The report comes to an impressive conclusion:
“China bashing” does not provide a solution for either workers or governments that are trying to come to terms with the impact of China in the global economy. In contrast, trying to reverse the role of U.S. corporations and their “sweatshop lobby” in perpetuating poverty and poor working conditions in China is providing a straightforward, concrete way that workers and their union and political representatives in the U.S. and around the world can help improve the conditions of workers in China. For that reason it is emerging as a central issue in both the labor and political arenas.
John Wojcik (jwojcik @pww.org) is labor editor at the People’s Weekly World.
“Undue influence: Corporations gain ground in battle over China’s new labor law” was issued recently by Global Labor Strategies (GLS), a resource center on globalization, trade and labor issues.
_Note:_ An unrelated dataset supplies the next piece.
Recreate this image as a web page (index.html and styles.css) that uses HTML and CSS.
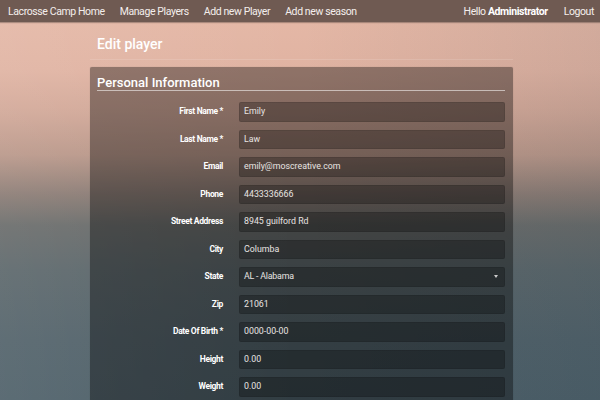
FILE: index.html
```html
<!DOCTYPE html>
<html>
<head>
<meta charset="utf-8">
<link rel="stylesheet" href="styles.css">
</head>
<body>
<nav class="navbar">
  <div class="nav-left">
    <a class="nav-link">Lacrosse Camp Home</a>
    <a class="nav-link">Manage Players</a>
    <a class="nav-link">Add new Player</a>
    <a class="nav-link">Add new season</a>
  </div>
  <div class="nav-right">
    <span class="nav-link">Hello <b>Administrator</b></span>
    <a class="nav-link">Logout</a>
  </div>
</nav>
<main class="container">
  <h1 class="page-title">Edit player</h1>
  <section class="panel">
    <h2 class="panel-title">Personal Information</h2>
    <div class="form">
      <label class="lbl">First Name *</label><div class="field">Emily</div>
      <label class="lbl">Last Name *</label><div class="field">Law</div>
      <label class="lbl">Email</label><div class="field">emily@moscreative.com</div>
      <label class="lbl">Phone</label><div class="field">4433336666</div>
      <label class="lbl">Street Address</label><div class="field">8945 guilford Rd</div>
      <label class="lbl">City</label><div class="field">Columba</div>
      <label class="lbl">State</label><div class="field select"><span class="small">AL - Alabama</span><span class="caret"></span></div>
      <label class="lbl">Zip</label><div class="field">21061</div>
      <label class="lbl">Date Of Birth *</label><div class="field">0000-00-00</div>
      <label class="lbl">Height</label><div class="field">0.00</div>
      <label class="lbl">Weight</label><div class="field">0.00</div>
    </div>
  </section>
</main>
</body>
</html>
```
FILE: styles.css
```css
* { box-sizing: border-box; }
html, body { margin: 0; height: 100%; }
body {
  font-family: Roboto, "Liberation Sans", sans-serif;
  color: #fff;
  background:
    linear-gradient(180deg, #e6b9a7 0px, #e0b3a2 70px, #d2a898 110px, #b99789 155px, #8a7b74 195px, #6a6c6b 225px, #5c676b 270px, #52626a 340px, #4e6069 400px);
  overflow: hidden;
  position: relative;
}
body::before {
  content: "";
  position: absolute;
  inset: 0;
  background: linear-gradient(90deg, rgba(255,255,255,0.08), rgba(255,255,255,0) 50%, rgba(0,30,50,0.08));
  pointer-events: none;
}
.navbar {
  position: relative;
  height: 22px;
  background: #6f5a52;
  box-shadow: 0 1px 1px rgba(0,0,0,0.25);
  display: flex;
  justify-content: space-between;
  align-items: center;
  padding: 0 6px 0 8px;
  font-size: 10.5px;
  letter-spacing: -0.4px;
}
.nav-left, .nav-right { display: flex; gap: 15px; align-items: center; }
.nav-right { gap: 16px; }
.nav-link { color: #f4eeec; text-decoration: none; }
.nav-link b { font-weight: 700; color: #fff; }
.container {
  position: relative;
  width: 423px;
  margin-left: 90px;
}
.page-title {
  font-size: 14px;
  font-weight: 500;
  margin: 0;
  padding: 14px 7px 7px;
  border-bottom: 1px solid rgba(255,255,255,0.12);
}
.panel {
  margin-top: 7px;
  background: rgba(0,0,0,0.36);
  border-radius: 2px;
  box-shadow: 0 0 1px rgba(0,0,0,0.3);
  padding: 9px 8px 20px 7px;
}
.panel-title {
  font-size: 13px;
  font-weight: 500;
  margin: 0;
  padding: 0;
  line-height: 14px;
  border-bottom: 1px solid rgba(255,255,255,0.55);
}
.form {
  margin-top: 11px;
  display: grid;
  grid-template-columns: 126px 1fr;
  column-gap: 15px;
  row-gap: 8px;
}
.lbl {
  text-align: right;
  font-size: 8.5px;
  font-weight: 700;
  letter-spacing: -0.35px;
  line-height: 19.5px;
  align-self: start;
}
.field {
  height: 19.5px;
  margin-left: 1px;
  background: rgba(0,0,0,0.27);
  border-radius: 2px;
  box-shadow: inset 0 0 0 1px rgba(0,0,0,0.08);
  font-size: 8.8px;
  color: #e8e4e2;
  padding-left: 5px;
  line-height: 19.5px;
  position: relative;
}
.small { letter-spacing: -0.2px; }
.caret {
  position: absolute;
  right: 7px;
  top: 8px;
  width: 0;
  height: 0;
  border-left: 2px solid transparent;
  border-right: 2px solid transparent;
  border-top: 3px solid #ccc;
}
```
GLS, which has offices in New York, Boston and Montevideo, Uruguay, produced the Emmy-nominated PBS documentary video “Global Village or Global Pillage?”
Fast food … but low pay
American fast food giants including McDonald’s, KFC and Pizza Hut have been accused of underpaying staff at their stores in China.
The accusations against the companies have been made by the Federation of Trade Unions of Shanxi Province, which claims Chinese workers at the company were being paid salaries below the lowest standard set by the government.
Wang Hauping, a reporter for the New Express newspaper in China, received calls from part-time workers at the three companies claiming they were paid wages that were well below the minimums set by the provincial government.
Hauping did an investigative report and found that McDonald’s, KFC and Pizza Hut were paying 4, 4.7 and 5.8 yuan an hour, respectively. The minimum wage set by the government in that province is 7.6 yuan an hour.
Under the law, part-time workers are not allowed to work more than five hours per day or 30 hours per week. In reality, McDonald’s is forcing part-timers to work 13 hours a day, with no additional compensation, according to Hauping’s report.